We will illustrate the Skip-gram model using the context of its original application in natural language processing.

Model Overview

The fundamental principle underlying Skip-gram is to predict a set of context words for a given target word. As depicted in the diagram below, the input word, denoted as $w (t)$ , is fed into the model; the model then generates four context words related to $w (t)$ : $w (t - 2)$ , $w (t - 1)$ , $w (t + 1)$ , and $w (t + 2)$ . Here, the symbols $+$ / $-$ signify the preceding and succeeding context in relation to the target word. The number of context words produced can be adjusted as needed.

However, it's important to recognize that the ultimate objective of the Skip-gram model is not prediction. Instead, its real task to derive the weight matrix found within the mapping relationship (indicated as PROJECTION in the diagram), which effectively represents the vectorized representations of words.

Corpus

A corpus is a collection of sentences or texts that a model utilizes to learn the semantic relationships between words.

Consider a vocabulary containing 10 distinct words drawn from a corpus: graph, is, a, good, way, to, visualize, data, very, at.

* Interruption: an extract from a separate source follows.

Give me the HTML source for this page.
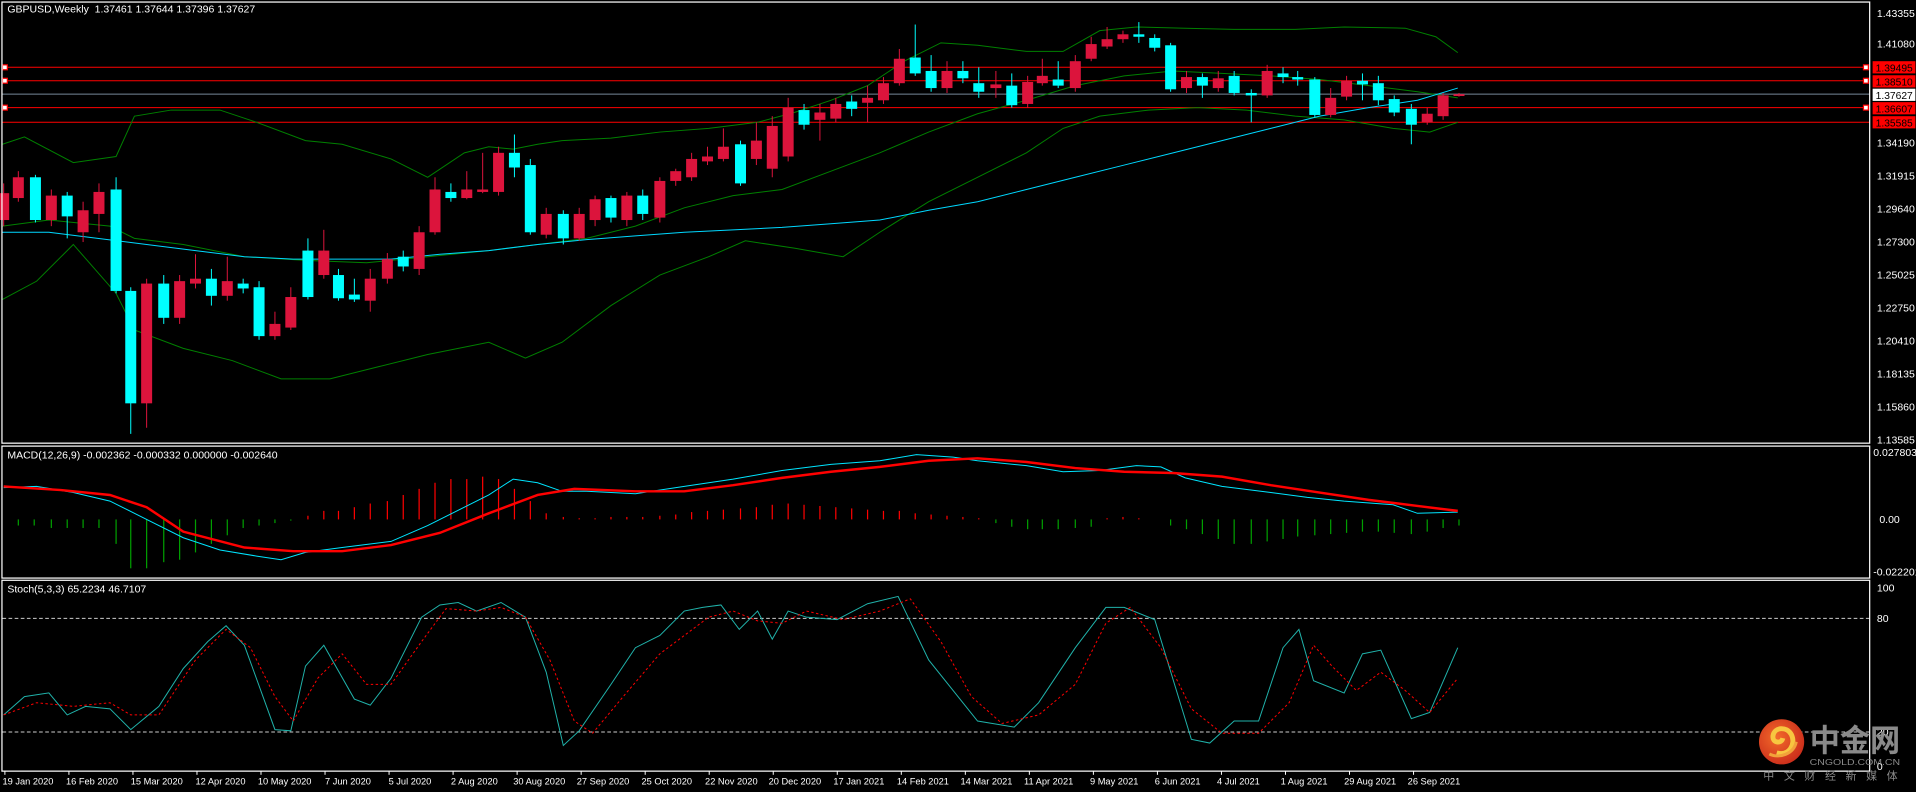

These words can be constructed into sentences such as:

Graph is a good way to visualize data.

Sliding Window Sampling

The Skip-gram model employs the sliding window sampling technique to generate training samples. This method uses a "window" that moves sequentially through each word in the sentence. The target word is combined with every context word before and after it, within a certain range window_size.

Below is an illustration of the sampling process when window_size $= 1$ .

It's important to note that when window_size $> 1$ , all context words falling within the specified window are treated equally, regardless of their distance from the target word.

One-hot Encoding

Since words are not directly interpretable by models, they must be converted into machine-understandable representations.

One common method for encoding words is the one-hot encoding. In this approach, each word is represented as a unique binary vector where only one element is "hot" ( $1$ ) while all others are "cold" ( $0$ ). The position of the $1$ in the vector corresponds to the index of the word in the vocabulary.

Here is how one-hot encoding is applied to our vocabulary:

Word	One-hot Encoded Vector
graph	$1000000000$
is	$0100000000$
a	$0010000000$
good	$0001000000$
way	$0000100000$
to	$0000010000$
visualize	$0000001000$
data	$0000000100$
very	$0000000010$

Skip-gram Architecture

The architecture of the Skip-gram model is depicted as above, where:

The input vector $x_{V \times 1}$ is the one-hot encoding of the target word, and $V$ is the number of words in the vocabulary.
$W_{V \times N}$ is the input→hidden weight matrix, and $N$ is the dimension of word embeddings.
$h_{N \times 1}$ is the hidden layer vector.
${W'}_{N \times V}$ is the hidden→output weight matrix. $W'$ and $W$ are different, $W'$ is not the transpose of $W$ .
$u_{V \times 1}$ is the vector before applying the activation function Softmax.
The output vectors $y_{c}$ ( $c = 1, 2, ..., C$ ) are also referred to as panels, $C$ panels correspond to $C$ context words of the target word.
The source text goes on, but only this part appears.